Blah blah blah, the card matches the reversed card in the other deck.
Effect #8: This is a non-effect. It seems they MUST have an interactive magic-reaches-through-your-TV trick to close with every week. Except this one must be the poorest one they could find in Karl Fulves' Self-Working Tricks book.
Some pieces are candy are laid out around the edges of the screen (Korn is talking down at us through a piece of glass). He notes that in each row, the total number adds up to 10. Note that they are not separate lines. They form a square. Therefore, the pieces of candy in the corners add towards 2 rows each.
He eats a piece of candy, and moves some pieces around.
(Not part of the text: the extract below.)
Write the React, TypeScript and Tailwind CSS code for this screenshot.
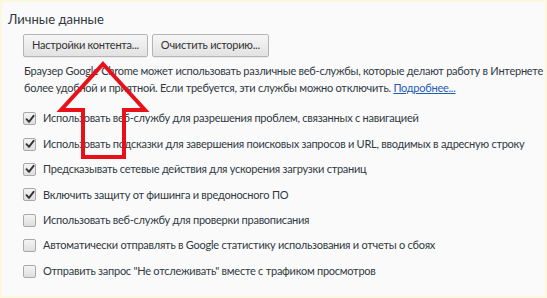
import React from "react";

const items: { label: string; checked: boolean }[] = [
  { label: "Использовать веб-службу для разрешения проблем, связанных с навигацией", checked: true },
  { label: "Использовать подсказки для завершения поисковых запросов и URL, вводимых в адресную строку", checked: true },
  { label: "Предсказывать сетевые действия для ускорения загрузки страниц", checked: true },
  { label: "Включить защиту от фишинга и вредоносного ПО", checked: true },
  { label: "Использовать веб-службу для проверки правописания", checked: false },
  { label: "Автоматически отправлять в Google статистику использования и отчеты о сбоях", checked: false },
  { label: "Отправить запрос \"Не отслеживать\" вместе с трафиком просмотров", checked: false },
];

function Checkbox({ checked }: { checked: boolean }) {
  return (
    <div className="w-[13px] h-[13px] shrink-0 rounded-[2px] border border-[#a9a9a9] bg-gradient-to-b from-[#f4f4f4] to-[#dedede] flex items-center justify-center">
      {checked && (
        <svg width="10" height="10" viewBox="0 0 10 10">
          <path d="M1.5 5.2 L4 7.8 L8.6 1.8" fill="none" stroke="#333" strokeWidth="1.9" strokeLinecap="round" strokeLinejoin="round" />
        </svg>
      )}
    </div>
  );
}

function Btn({ children }: { children: React.ReactNode }) {
  return (
    <div className="h-[23px] px-[8px] flex items-center rounded-[2px] border border-[#b5b5b5] bg-gradient-to-b from-[#f6f6f6] to-[#e2e2e2] text-[11px] tracking-[-0.25px] text-[#333] shadow-[0_1px_0_rgba(0,0,0,0.06)]">
      {children}
    </div>
  );
}

export default function App() {
  return (
    <div className="relative w-[547px] h-[298px] overflow-hidden bg-[#fafafa] border-2 border-[#fbf8df] text-[#303942]" style={{ fontFamily: "Lato, 'Noto Sans', sans-serif" }}>
      <div className="flex flex-col pl-[6px] pt-[7px]">
        <div className="text-[13px] leading-[20px] text-[#303942]">Личные данные</div>
        <div className="flex gap-[4px] ml-[15px] mt-[5px]">
          <Btn>Настройки контента...</Btn>
          <Btn>Очистить историю...</Btn>
        </div>
        <div className="ml-[16px] mt-[5px] text-[11px] tracking-[-0.25px] leading-[17px] w-[525px]">
          Браузер Google Chrome может использовать различные веб-службы, которые делают работу в Интернете более удобной и приятной. Если требуется, эти службы можно отключить.{" "}
          <span className="text-[#1f5cb3] underline">Подробнее...</span>
        </div>
        <div className="flex flex-col ml-[15px] mt-[10px]">
          {items.map((it, i) => (
            <div key={i} className="flex items-center h-[25.4px] gap-[7px] text-[11px] tracking-[-0.25px]">
              <Checkbox checked={it.checked} />
              <span className="whitespace-nowrap">{it.label}</span>
            </div>
          ))}
        </div>
      </div>
      <svg className="absolute left-0 top-0 pointer-events-none" width="547" height="298">
        <polygon points="101,62 143,108 122,108 122,155 81,155 81,108 59,108" fill="none" stroke="#e8101a" strokeWidth="4" strokeLinejoin="miter" />
      </svg>
    </div>
  );
}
He makes a surprised face, saying, "look! there are still 10 pieces in all rows!" As he does this, he counts each row out loud. TWO MINUTES have passed at this point.
He eats about 3 more pieces, moves some more pieces around, and shows that there are still 10 in each row. You have no idea how bored I felt at this. The trick clocked in at about 4 minutes. Any kid with a primary school math education would get that it was nothing special. What's going on??
End: Yes, the show ended after that uncool trick. Unbelievable. The producers have obviously never heard of the phrase, "Big Finish".
I tried to get a copy of all of the episodes of the Singapore version but the TV company (AXN) refused to have them for sale.